Strong gain in profit gives Target a cushion
By Chris Serres
MINNEAPOLIS — Target Corp. reported its strongest profit gain in two years, quelling expectations that it would have to slash prices this holiday season to compete with Wal-Mart.
Target said third-quarter profit rose 16 percent to $506 million, beating analysts’ expectations, on stronger sales in baby and men’s clothing, toys, food and health care.
The results should help insulate Target from needing to match Wal-Mart’s aggressive discounting, analysts said. "Target is doing so well that it doesn’t need to play the deep discount game," said Britt Beemer, chairman of America’s Research Group, a consumer behavior research firm.
On Tuesday, Wal-Mart promised "its most aggressive pricing strategy ever" for the holiday shopping season. Analysts say Wal-Mart has been forced to take that position because its attempts to cater to more upscale shoppers have not worked as well as the retailer had hoped.

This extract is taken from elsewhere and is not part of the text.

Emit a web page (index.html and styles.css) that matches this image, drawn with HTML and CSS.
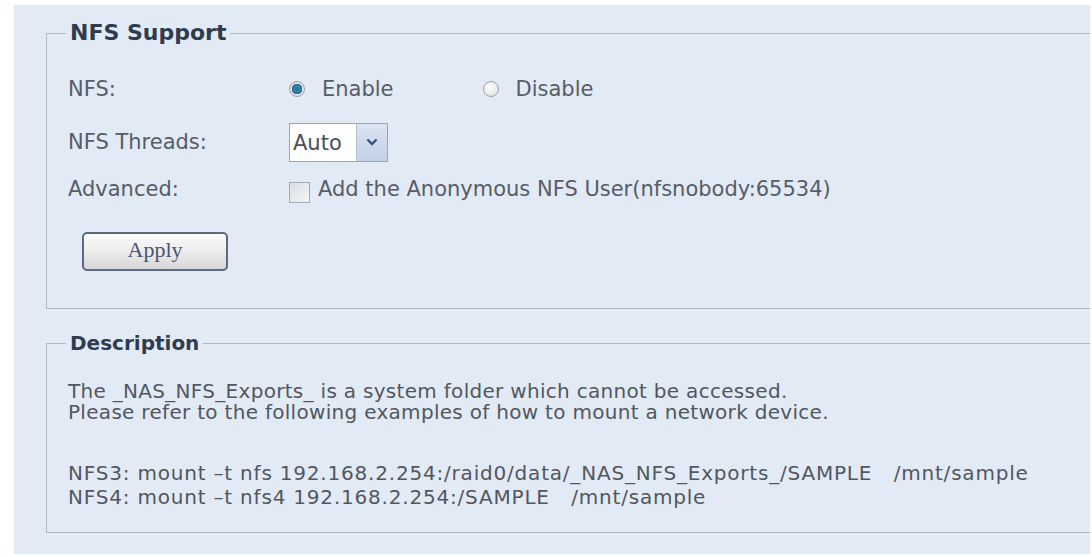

On Tuesday, Wal-Mart said third-quarter sales at stores open at least a year rose 1.5 percent, the lowest gain since early 2005. Target, meanwhile, reported a same-store sales gain of 4.6 percent in the third quarter, and said it expects a similar increase in the fourth quarter.
Target investors did get one piece of bad news Tuesday.
Berkshire Hathaway Inc., the investment firm run by billionaire Warren Buffett, sold most of its holdings in Target Corp. in the third quarter, according to Dow Jones News Service. The firm disclosed last month that it owned 5.5 million shares of the Minneapolis discount retailer as of June 30, a stake valued at $268.8 million. Berkshire said Tuesday in a regulatory filing that it reduced its stake to 745,700 shares — about $41 million — as of Sept. 30.